**Exercise prompt**
Restate the full listing word for word and leave the pictures out.

━━━ Source material ━━━

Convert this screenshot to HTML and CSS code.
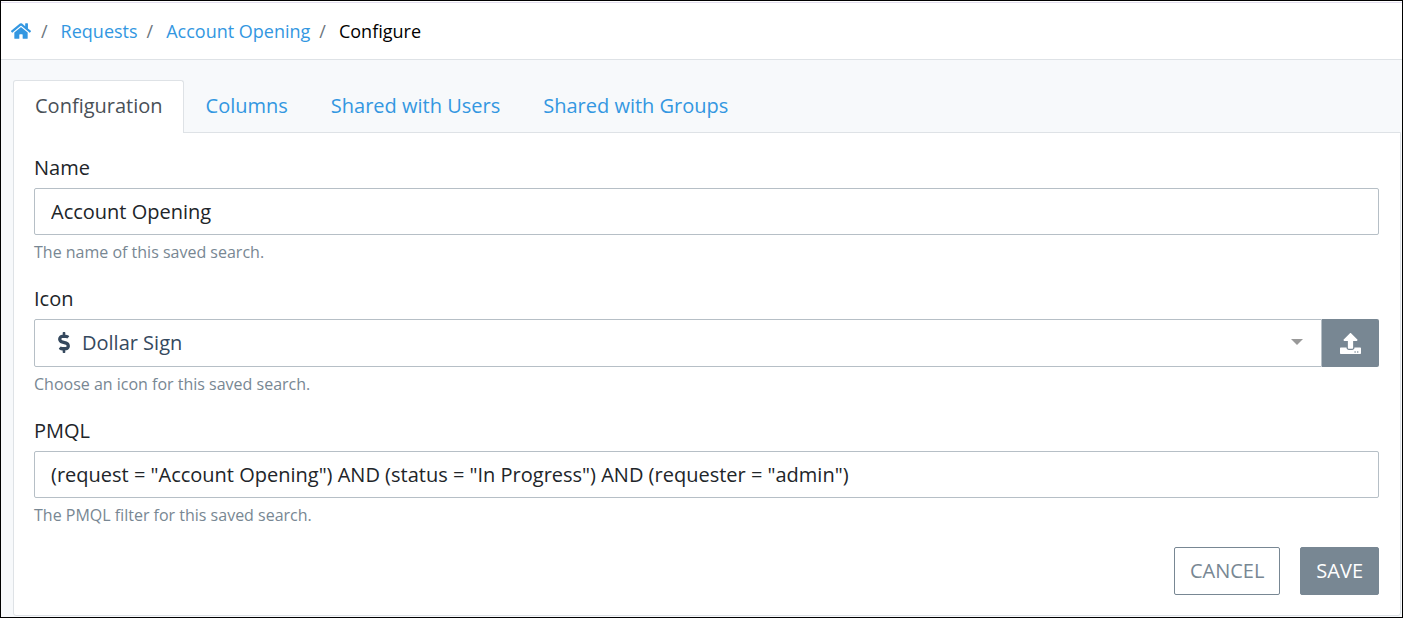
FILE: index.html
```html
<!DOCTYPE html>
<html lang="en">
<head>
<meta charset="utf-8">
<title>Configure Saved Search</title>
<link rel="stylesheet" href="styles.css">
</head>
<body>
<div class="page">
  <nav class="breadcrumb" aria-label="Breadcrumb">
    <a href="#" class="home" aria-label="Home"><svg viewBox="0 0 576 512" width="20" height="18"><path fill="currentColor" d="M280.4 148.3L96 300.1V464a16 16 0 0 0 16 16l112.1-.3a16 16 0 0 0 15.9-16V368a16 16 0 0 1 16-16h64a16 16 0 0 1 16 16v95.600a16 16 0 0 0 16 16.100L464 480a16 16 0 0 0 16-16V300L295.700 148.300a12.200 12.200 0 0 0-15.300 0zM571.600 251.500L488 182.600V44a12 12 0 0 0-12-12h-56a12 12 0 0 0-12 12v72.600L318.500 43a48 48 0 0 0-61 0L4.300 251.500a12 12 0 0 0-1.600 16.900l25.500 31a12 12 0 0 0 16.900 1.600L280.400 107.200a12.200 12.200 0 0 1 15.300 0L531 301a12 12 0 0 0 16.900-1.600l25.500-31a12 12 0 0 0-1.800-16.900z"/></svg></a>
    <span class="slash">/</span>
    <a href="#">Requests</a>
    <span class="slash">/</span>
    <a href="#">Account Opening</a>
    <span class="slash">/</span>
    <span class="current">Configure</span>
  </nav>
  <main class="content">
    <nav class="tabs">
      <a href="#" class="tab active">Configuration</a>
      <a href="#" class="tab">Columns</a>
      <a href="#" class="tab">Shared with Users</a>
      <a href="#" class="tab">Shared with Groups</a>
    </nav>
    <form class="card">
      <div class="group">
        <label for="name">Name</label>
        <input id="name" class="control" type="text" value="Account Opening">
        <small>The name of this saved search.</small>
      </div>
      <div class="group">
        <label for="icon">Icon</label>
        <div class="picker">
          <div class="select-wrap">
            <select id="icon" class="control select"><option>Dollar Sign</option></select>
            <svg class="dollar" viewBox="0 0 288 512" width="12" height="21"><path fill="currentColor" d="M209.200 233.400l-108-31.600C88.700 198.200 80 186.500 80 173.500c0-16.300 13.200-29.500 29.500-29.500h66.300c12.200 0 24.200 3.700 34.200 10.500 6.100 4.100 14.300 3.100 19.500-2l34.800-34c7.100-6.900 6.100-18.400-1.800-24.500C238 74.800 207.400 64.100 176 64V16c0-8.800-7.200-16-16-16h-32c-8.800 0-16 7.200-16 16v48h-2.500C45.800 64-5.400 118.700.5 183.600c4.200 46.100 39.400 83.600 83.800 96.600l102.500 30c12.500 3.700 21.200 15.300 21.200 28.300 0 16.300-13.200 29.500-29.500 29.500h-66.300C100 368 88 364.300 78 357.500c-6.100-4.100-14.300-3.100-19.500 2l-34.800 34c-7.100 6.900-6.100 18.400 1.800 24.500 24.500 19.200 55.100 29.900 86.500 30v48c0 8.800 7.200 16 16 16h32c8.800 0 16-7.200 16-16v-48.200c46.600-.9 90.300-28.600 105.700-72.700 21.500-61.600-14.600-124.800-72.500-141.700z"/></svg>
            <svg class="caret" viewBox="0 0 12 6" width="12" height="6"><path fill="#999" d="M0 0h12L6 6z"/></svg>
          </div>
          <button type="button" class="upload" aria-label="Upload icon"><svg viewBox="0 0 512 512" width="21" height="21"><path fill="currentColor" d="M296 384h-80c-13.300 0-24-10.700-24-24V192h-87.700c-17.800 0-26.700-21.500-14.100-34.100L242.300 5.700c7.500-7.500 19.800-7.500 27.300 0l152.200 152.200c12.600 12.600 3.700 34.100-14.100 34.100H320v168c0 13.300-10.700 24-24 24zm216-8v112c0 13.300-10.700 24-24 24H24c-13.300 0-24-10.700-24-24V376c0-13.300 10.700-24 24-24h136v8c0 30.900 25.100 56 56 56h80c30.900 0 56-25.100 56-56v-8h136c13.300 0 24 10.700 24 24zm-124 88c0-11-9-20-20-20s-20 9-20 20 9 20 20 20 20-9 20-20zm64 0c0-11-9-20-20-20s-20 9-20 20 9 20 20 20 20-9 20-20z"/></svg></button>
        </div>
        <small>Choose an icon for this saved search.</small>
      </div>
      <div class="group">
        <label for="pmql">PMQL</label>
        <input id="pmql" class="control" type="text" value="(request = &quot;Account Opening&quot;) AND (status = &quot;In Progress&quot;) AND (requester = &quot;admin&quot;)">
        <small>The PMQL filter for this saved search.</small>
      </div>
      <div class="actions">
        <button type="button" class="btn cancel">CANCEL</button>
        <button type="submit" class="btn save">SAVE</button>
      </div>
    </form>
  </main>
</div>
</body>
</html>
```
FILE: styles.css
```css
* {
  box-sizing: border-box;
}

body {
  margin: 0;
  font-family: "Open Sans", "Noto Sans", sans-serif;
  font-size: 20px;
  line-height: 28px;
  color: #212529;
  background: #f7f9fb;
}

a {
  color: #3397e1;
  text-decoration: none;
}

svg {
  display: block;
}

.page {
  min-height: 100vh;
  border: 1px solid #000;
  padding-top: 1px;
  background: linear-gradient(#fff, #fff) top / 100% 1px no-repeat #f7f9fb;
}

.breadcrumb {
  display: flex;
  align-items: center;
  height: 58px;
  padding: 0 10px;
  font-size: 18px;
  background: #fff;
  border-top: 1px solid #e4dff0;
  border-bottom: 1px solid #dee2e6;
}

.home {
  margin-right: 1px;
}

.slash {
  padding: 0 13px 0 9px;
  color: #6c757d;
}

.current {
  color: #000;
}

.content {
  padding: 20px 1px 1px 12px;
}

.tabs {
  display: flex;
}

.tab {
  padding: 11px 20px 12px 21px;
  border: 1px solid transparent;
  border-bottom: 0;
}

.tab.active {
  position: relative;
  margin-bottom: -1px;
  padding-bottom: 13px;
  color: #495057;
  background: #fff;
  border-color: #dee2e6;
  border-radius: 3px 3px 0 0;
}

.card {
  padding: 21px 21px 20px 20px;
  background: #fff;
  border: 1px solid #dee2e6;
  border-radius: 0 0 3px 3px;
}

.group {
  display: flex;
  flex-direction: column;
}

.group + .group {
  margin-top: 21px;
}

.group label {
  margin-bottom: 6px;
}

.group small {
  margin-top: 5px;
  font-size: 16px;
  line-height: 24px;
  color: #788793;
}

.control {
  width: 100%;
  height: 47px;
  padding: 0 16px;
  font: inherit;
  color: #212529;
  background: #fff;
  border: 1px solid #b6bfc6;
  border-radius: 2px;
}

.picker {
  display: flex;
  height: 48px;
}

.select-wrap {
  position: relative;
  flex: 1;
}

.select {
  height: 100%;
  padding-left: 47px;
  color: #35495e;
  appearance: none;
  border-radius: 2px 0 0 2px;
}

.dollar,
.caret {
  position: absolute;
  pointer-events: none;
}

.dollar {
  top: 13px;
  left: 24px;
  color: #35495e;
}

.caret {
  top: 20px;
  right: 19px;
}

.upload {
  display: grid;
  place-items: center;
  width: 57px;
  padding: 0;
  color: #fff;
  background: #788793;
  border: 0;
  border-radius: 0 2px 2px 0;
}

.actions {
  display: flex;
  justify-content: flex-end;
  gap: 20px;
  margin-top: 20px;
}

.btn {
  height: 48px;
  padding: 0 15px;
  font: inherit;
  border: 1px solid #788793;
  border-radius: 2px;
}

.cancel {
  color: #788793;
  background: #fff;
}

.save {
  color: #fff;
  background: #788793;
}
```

━━━

**Response**
Convert this screenshot to HTML and CSS code.
FILE: index.html
```html
<!DOCTYPE html>
<html lang="en">
<head>
<meta charset="utf-8">
<title>Configure Saved Search</title>
<link rel="stylesheet" href="styles.css">
</head>
<body>
<div class="page">
  <nav class="breadcrumb" aria-label="Breadcrumb">
    <a href="#" class="home" aria-label="Home"><svg viewBox="0 0 576 512" width="20" height="18"><path fill="currentColor" d="M280.4 148.3L96 300.1V464a16 16 0 0 0 16 16l112.1-.3a16 16 0 0 0 15.9-16V368a16 16 0 0 1 16-16h64a16 16 0 0 1 16 16v95.600a16 16 0 0 0 16 16.100L464 480a16 16 0 0 0 16-16V300L295.700 148.300a12.200 12.200 0 0 0-15.300 0zM571.600 251.500L488 182.600V44a12 12 0 0 0-12-12h-56a12 12 0 0 0-12 12v72.600L318.500 43a48 48 0 0 0-61 0L4.300 251.500a12 12 0 0 0-1.600 16.900l25.500 31a12 12 0 0 0 16.900 1.600L280.400 107.200a12.200 12.200 0 0 1 15.300 0L531 301a12 12 0 0 0 16.900-1.600l25.500-31a12 12 0 0 0-1.800-16.900z"/></svg></a>
    <span class="slash">/</span>
    <a href="#">Requests</a>
    <span class="slash">/</span>
    <a href="#">Account Opening</a>
    <span class="slash">/</span>
    <span class="current">Configure</span>
  </nav>
  <main class="content">
    <nav class="tabs">
      <a href="#" class="tab active">Configuration</a>
      <a href="#" class="tab">Columns</a>
      <a href="#" class="tab">Shared with Users</a>
      <a href="#" class="tab">Shared with Groups</a>
    </nav>
    <form class="card">
      <div class="group">
        <label for="name">Name</label>
        <input id="name" class="control" type="text" value="Account Opening">
        <small>The name of this saved search.</small>
      </div>
      <div class="group">
        <label for="icon">Icon</label>
        <div class="picker">
          <div class="select-wrap">
            <select id="icon" class="control select"><option>Dollar Sign</option></select>
            <svg class="dollar" viewBox="0 0 288 512" width="12" height="21"><path fill="currentColor" d="M209.200 233.400l-108-31.600C88.700 198.200 80 186.500 80 173.500c0-16.300 13.200-29.500 29.500-29.500h66.300c12.200 0 24.200 3.700 34.200 10.500 6.100 4.100 14.300 3.100 19.500-2l34.800-34c7.100-6.900 6.100-18.400-1.800-24.500C238 74.800 207.400 64.100 176 64V16c0-8.800-7.200-16-16-16h-32c-8.800 0-16 7.200-16 16v48h-2.500C45.800 64-5.400 118.700.5 183.600c4.200 46.100 39.400 83.600 83.800 96.600l102.500 30c12.500 3.700 21.200 15.300 21.200 28.300 0 16.300-13.200 29.500-29.500 29.500h-66.300C100 368 88 364.300 78 357.500c-6.100-4.100-14.300-3.100-19.500 2l-34.800 34c-7.100 6.900-6.100 18.400 1.800 24.500 24.500 19.200 55.100 29.900 86.500 30v48c0 8.800 7.200 16 16 16h32c8.800 0 16-7.200 16-16v-48.200c46.600-.9 90.300-28.600 105.700-72.700 21.500-61.600-14.600-124.800-72.500-141.700z"/></svg>
            <svg class="caret" viewBox="0 0 12 6" width="12" height="6"><path fill="#999" d="M0 0h12L6 6z"/></svg>
          </div>
          <button type="button" class="upload" aria-label="Upload icon"><svg viewBox="0 0 512 512" width="21" height="21"><path fill="currentColor" d="M296 384h-80c-13.300 0-24-10.700-24-24V192h-87.700c-17.800 0-26.700-21.500-14.100-34.100L242.300 5.700c7.500-7.500 19.800-7.500 27.300 0l152.200 152.200c12.600 12.600 3.700 34.100-14.100 34.100H320v168c0 13.300-10.700 24-24 24zm216-8v112c0 13.300-10.700 24-24 24H24c-13.300 0-24-10.700-24-24V376c0-13.300 10.700-24 24-24h136v8c0 30.900 25.100 56 56 56h80c30.900 0 56-25.100 56-56v-8h136c13.300 0 24 10.700 24 24zm-124 88c0-11-9-20-20-20s-20 9-20 20 9 20 20 20 20-9 20-20zm64 0c0-11-9-20-20-20s-20 9-20 20 9 20 20 20 20-9 20-20z"/></svg></button>
        </div>
        <small>Choose an icon for this saved search.</small>
      </div>
      <div class="group">
        <label for="pmql">PMQL</label>
        <input id="pmql" class="control" type="text" value="(request = &quot;Account Opening&quot;) AND (status = &quot;In Progress&quot;) AND (requester = &quot;admin&quot;)">
        <small>The PMQL filter for this saved search.</small>
      </div>
      <div class="actions">
        <button type="button" class="btn cancel">CANCEL</button>
        <button type="submit" class="btn save">SAVE</button>
      </div>
    </form>
  </main>
</div>
</body>
</html>
```
FILE: styles.css
```css
* {
  box-sizing: border-box;
}

body {
  margin: 0;
  font-family: "Open Sans", "Noto Sans", sans-serif;
  font-size: 20px;
  line-height: 28px;
  color: #212529;
  background: #f7f9fb;
}

a {
  color: #3397e1;
  text-decoration: none;
}

svg {
  display: block;
}

.page {
  min-height: 100vh;
  border: 1px solid #000;
  padding-top: 1px;
  background: linear-gradient(#fff, #fff) top / 100% 1px no-repeat #f7f9fb;
}

.breadcrumb {
  display: flex;
  align-items: center;
  height: 58px;
  padding: 0 10px;
  font-size: 18px;
  background: #fff;
  border-top: 1px solid #e4dff0;
  border-bottom: 1px solid #dee2e6;
}

.home {
  margin-right: 1px;
}

.slash {
  padding: 0 13px 0 9px;
  color: #6c757d;
}

.current {
  color: #000;
}

.content {
  padding: 20px 1px 1px 12px;
}

.tabs {
  display: flex;
}

.tab {
  padding: 11px 20px 12px 21px;
  border: 1px solid transparent;
  border-bottom: 0;
}

.tab.active {
  position: relative;
  margin-bottom: -1px;
  padding-bottom: 13px;
  color: #495057;
  background: #fff;
  border-color: #dee2e6;
  border-radius: 3px 3px 0 0;
}

.card {
  padding: 21px 21px 20px 20px;
  background: #fff;
  border: 1px solid #dee2e6;
  border-radius: 0 0 3px 3px;
}

.group {
  display: flex;
  flex-direction: column;
}

.group + .group {
  margin-top: 21px;
}

.group label {
  margin-bottom: 6px;
}

.group small {
  margin-top: 5px;
  font-size: 16px;
  line-height: 24px;
  color: #788793;
}

.control {
  width: 100%;
  height: 47px;
  padding: 0 16px;
  font: inherit;
  color: #212529;
  background: #fff;
  border: 1px solid #b6bfc6;
  border-radius: 2px;
}

.picker {
  display: flex;
  height: 48px;
}

.select-wrap {
  position: relative;
  flex: 1;
}

.select {
  height: 100%;
  padding-left: 47px;
  color: #35495e;
  appearance: none;
  border-radius: 2px 0 0 2px;
}

.dollar,
.caret {
  position: absolute;
  pointer-events: none;
}

.dollar {
  top: 13px;
  left: 24px;
  color: #35495e;
}

.caret {
  top: 20px;
  right: 19px;
}

.upload {
  display: grid;
  place-items: center;
  width: 57px;
  padding: 0;
  color: #fff;
  background: #788793;
  border: 0;
  border-radius: 0 2px 2px 0;
}

.actions {
  display: flex;
  justify-content: flex-end;
  gap: 20px;
  margin-top: 20px;
}

.btn {
  height: 48px;
  padding: 0 15px;
  font: inherit;
  border: 1px solid #788793;
  border-radius: 2px;
}

.cancel {
  color: #788793;
  background: #fff;
}

.save {
  color: #fff;
  background: #788793;
}
```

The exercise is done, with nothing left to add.